** start of DATASET SECTION **

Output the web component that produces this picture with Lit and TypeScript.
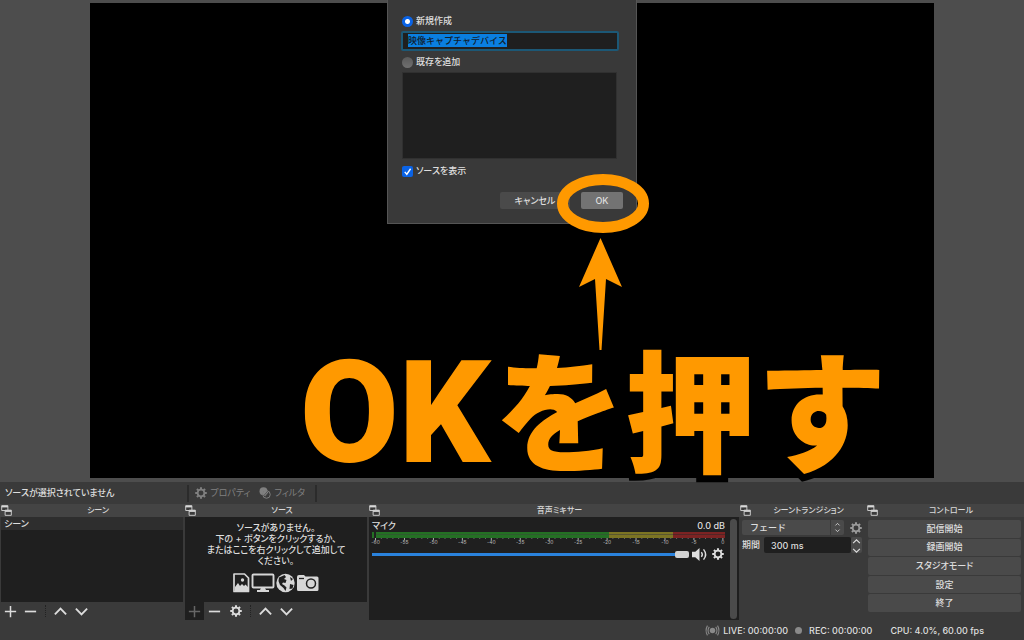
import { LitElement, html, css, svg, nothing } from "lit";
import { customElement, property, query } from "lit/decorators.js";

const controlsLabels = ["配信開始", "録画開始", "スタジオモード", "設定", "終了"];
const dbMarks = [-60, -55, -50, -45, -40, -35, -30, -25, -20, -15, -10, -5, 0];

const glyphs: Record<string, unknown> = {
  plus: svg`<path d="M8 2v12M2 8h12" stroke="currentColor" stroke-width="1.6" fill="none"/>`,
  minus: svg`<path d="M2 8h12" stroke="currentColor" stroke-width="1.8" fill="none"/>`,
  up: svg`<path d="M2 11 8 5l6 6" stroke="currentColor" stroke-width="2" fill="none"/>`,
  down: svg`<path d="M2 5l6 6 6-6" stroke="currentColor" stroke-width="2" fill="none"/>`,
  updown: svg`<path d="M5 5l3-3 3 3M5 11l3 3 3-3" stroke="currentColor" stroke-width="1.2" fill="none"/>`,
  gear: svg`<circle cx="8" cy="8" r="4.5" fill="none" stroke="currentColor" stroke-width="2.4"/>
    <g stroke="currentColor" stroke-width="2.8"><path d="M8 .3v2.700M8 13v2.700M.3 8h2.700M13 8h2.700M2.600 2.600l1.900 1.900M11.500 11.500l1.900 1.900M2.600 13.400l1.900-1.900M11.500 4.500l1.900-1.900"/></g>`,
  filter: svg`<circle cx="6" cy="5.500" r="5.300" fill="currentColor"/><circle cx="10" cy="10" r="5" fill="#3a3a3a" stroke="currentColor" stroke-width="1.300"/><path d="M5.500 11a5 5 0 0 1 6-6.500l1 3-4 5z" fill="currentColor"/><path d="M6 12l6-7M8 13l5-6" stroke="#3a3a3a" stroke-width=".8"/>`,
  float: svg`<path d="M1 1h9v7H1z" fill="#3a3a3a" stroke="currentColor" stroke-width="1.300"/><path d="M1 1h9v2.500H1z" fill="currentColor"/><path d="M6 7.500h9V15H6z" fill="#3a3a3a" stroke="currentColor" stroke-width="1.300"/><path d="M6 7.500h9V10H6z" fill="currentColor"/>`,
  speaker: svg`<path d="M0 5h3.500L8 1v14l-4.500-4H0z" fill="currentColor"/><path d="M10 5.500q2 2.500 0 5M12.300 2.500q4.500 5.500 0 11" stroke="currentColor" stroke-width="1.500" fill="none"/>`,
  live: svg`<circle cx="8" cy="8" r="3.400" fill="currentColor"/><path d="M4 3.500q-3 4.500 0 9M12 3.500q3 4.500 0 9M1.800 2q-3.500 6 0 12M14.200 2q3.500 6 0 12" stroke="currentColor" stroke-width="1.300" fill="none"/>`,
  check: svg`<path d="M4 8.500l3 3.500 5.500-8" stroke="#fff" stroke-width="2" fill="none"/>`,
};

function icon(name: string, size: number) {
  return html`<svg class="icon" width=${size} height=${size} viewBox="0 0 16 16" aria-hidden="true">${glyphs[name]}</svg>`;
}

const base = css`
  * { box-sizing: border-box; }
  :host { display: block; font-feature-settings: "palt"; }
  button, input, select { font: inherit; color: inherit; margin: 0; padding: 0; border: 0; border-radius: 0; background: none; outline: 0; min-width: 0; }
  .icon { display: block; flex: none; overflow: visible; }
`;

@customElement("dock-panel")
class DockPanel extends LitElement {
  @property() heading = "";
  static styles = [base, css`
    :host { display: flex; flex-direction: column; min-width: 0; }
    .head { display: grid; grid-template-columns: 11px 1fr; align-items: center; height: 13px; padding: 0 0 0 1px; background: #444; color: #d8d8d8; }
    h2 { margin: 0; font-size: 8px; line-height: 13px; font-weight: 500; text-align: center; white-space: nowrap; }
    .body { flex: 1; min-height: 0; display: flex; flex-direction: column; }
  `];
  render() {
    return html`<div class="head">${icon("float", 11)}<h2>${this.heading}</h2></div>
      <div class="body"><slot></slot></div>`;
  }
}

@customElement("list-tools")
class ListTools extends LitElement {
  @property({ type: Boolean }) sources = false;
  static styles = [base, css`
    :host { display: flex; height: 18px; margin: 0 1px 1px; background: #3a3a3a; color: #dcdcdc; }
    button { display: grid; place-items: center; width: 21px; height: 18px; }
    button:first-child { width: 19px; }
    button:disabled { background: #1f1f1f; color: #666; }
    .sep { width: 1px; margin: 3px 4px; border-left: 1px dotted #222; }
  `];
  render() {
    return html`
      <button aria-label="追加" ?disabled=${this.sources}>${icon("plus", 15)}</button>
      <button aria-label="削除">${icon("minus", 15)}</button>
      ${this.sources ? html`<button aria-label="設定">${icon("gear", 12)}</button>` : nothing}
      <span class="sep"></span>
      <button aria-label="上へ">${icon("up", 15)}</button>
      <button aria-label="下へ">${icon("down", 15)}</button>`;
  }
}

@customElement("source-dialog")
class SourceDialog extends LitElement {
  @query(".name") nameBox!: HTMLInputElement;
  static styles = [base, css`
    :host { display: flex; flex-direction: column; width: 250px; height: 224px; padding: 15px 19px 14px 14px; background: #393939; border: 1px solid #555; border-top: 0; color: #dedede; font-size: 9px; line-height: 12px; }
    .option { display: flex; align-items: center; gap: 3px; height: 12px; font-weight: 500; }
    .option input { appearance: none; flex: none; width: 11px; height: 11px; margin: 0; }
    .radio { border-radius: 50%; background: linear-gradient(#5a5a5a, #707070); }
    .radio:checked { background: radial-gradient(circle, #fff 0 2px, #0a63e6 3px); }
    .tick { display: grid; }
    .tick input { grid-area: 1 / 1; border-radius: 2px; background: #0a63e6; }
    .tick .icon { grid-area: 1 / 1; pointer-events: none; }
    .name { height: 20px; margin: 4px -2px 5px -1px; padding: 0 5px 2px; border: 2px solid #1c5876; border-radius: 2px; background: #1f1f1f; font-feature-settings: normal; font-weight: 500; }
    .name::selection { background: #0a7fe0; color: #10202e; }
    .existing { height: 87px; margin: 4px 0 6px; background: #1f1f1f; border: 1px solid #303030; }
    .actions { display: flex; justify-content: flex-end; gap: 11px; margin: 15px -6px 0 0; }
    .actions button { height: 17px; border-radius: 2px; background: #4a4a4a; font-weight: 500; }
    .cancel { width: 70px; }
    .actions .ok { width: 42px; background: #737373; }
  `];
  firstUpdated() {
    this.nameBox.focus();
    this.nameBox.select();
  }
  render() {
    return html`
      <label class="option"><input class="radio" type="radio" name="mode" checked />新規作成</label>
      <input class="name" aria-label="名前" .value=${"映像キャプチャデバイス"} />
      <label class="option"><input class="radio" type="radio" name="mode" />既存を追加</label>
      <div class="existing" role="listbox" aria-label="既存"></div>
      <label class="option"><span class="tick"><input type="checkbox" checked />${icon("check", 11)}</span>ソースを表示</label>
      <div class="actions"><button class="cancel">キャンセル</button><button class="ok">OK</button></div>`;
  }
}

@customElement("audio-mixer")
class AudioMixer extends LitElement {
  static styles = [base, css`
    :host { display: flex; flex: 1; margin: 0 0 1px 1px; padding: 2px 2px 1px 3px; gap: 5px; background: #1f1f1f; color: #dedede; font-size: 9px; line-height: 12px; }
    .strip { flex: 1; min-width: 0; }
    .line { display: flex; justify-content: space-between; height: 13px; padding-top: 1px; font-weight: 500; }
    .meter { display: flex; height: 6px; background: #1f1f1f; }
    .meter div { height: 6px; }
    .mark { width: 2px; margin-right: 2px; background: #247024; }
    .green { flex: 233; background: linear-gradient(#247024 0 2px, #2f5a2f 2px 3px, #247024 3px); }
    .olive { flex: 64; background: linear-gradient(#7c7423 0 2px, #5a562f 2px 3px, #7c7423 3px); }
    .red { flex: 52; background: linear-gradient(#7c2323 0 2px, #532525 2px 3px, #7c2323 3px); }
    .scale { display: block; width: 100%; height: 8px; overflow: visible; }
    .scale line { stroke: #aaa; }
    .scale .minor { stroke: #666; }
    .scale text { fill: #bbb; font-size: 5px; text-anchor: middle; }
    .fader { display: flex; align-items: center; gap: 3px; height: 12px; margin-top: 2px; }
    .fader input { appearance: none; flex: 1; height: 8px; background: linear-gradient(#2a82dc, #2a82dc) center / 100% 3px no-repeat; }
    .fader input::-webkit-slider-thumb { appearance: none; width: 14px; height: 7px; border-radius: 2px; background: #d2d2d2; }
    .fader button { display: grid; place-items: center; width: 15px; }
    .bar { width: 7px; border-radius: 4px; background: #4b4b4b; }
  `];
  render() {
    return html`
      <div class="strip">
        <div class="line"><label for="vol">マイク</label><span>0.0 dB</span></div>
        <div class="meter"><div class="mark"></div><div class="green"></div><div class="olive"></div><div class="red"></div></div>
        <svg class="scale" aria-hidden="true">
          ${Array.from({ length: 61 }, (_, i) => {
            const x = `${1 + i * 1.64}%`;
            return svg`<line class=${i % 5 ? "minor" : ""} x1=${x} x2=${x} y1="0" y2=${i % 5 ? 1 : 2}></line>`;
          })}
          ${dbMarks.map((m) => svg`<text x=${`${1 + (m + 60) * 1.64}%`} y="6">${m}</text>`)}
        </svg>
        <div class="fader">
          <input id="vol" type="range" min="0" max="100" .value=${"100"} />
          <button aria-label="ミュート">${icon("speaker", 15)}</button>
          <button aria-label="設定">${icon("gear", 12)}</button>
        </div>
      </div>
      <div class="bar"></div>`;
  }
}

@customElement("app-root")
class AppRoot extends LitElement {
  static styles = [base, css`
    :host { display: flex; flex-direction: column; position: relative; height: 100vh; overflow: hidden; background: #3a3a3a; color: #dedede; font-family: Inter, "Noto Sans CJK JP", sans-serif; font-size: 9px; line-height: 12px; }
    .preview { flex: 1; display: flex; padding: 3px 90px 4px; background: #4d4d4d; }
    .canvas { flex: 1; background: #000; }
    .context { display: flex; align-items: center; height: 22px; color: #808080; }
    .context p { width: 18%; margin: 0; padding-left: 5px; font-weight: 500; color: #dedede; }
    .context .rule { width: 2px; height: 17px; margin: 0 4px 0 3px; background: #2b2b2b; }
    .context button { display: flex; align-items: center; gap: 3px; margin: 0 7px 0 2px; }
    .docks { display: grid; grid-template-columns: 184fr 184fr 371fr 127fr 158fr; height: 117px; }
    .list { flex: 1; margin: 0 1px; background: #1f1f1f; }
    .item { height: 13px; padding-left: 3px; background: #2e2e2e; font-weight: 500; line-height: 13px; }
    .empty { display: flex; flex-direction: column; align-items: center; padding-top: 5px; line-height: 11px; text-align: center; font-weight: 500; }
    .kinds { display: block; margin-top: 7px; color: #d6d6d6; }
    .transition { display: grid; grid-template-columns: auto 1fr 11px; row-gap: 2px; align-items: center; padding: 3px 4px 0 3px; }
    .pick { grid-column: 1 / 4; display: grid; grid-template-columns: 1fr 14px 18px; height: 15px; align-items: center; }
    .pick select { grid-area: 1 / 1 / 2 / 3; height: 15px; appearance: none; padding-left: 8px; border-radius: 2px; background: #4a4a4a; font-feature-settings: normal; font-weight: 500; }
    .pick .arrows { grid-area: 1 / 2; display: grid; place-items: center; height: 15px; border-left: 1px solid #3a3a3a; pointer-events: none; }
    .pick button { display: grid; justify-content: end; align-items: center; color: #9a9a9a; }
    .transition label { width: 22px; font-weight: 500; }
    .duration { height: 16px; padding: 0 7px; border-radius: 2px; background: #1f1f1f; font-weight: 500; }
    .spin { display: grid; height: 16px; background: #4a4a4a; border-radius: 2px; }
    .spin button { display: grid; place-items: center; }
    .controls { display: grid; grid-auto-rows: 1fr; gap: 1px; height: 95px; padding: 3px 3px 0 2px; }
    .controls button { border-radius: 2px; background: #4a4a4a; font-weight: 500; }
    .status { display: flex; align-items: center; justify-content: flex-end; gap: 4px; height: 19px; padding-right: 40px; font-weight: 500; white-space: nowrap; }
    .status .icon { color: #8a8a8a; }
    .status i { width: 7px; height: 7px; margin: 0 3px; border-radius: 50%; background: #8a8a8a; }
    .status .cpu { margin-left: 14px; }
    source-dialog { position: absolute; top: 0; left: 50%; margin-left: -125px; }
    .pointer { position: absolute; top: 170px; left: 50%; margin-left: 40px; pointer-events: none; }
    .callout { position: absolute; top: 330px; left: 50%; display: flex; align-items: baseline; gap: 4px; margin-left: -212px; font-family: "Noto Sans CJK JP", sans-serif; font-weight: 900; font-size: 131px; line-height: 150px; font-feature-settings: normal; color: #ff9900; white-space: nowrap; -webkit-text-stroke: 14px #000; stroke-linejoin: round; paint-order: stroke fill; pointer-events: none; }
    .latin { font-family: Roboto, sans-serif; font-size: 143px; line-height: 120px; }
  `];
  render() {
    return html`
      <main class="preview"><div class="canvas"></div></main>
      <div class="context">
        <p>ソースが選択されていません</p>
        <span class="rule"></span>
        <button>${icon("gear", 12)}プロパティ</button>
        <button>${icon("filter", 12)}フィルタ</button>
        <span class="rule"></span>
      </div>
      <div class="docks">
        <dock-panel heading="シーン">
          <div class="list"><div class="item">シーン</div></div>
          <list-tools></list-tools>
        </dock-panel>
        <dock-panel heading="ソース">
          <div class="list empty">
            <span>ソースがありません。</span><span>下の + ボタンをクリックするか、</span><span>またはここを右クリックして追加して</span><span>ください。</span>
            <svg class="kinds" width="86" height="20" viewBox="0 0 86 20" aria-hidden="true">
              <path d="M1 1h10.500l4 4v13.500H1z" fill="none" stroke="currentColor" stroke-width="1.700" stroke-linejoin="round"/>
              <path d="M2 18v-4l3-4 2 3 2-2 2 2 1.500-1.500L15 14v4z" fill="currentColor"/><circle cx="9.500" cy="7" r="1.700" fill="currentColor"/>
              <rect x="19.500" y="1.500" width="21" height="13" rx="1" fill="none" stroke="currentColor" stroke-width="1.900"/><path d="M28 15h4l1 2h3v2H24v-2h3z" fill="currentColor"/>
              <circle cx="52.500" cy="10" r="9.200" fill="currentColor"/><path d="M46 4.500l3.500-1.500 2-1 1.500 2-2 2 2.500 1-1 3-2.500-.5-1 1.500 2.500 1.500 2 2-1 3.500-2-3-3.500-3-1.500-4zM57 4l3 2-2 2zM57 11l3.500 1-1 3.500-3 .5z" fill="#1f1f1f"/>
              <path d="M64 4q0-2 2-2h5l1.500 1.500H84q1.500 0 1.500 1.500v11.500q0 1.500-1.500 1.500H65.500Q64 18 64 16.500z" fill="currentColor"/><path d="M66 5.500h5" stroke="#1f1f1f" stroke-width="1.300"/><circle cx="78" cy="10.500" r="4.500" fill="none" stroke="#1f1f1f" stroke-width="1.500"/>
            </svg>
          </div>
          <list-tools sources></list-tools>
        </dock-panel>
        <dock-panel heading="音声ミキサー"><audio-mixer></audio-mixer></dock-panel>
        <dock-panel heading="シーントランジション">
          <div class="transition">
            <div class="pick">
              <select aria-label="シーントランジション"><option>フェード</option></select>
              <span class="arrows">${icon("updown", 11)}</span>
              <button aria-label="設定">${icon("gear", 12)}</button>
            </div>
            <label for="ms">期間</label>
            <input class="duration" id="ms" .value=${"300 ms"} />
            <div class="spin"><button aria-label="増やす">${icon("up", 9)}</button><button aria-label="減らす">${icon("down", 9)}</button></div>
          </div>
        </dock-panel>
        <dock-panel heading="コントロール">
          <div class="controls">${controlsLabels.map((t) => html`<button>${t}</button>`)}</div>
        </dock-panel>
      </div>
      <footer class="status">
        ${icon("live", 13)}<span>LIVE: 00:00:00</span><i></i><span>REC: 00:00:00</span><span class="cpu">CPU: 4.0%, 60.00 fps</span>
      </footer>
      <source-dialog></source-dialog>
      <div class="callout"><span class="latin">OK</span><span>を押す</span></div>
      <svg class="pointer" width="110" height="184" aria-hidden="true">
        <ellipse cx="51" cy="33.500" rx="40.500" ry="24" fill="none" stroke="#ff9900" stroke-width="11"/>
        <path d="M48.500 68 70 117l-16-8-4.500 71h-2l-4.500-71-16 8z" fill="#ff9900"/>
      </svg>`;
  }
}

** end of DATASET SECTION **

[WHAT THE TASK REQUIRES]:
Omit the pictures, then repeat exactly each line from the beginning of the listing through the line with "-15, -10, -5, 0];".

[COMPLETE ANSWER]:
Output the web component that produces this picture with Lit and TypeScript.
import { LitElement, html, css, svg, nothing } from "lit";
import { customElement, property, query } from "lit/decorators.js";

const controlsLabels = ["配信開始", "録画開始", "スタジオモード", "設定", "終了"];
const dbMarks = [-60, -55, -50, -45, -40, -35, -30, -25, -20, -15, -10, -5, 0];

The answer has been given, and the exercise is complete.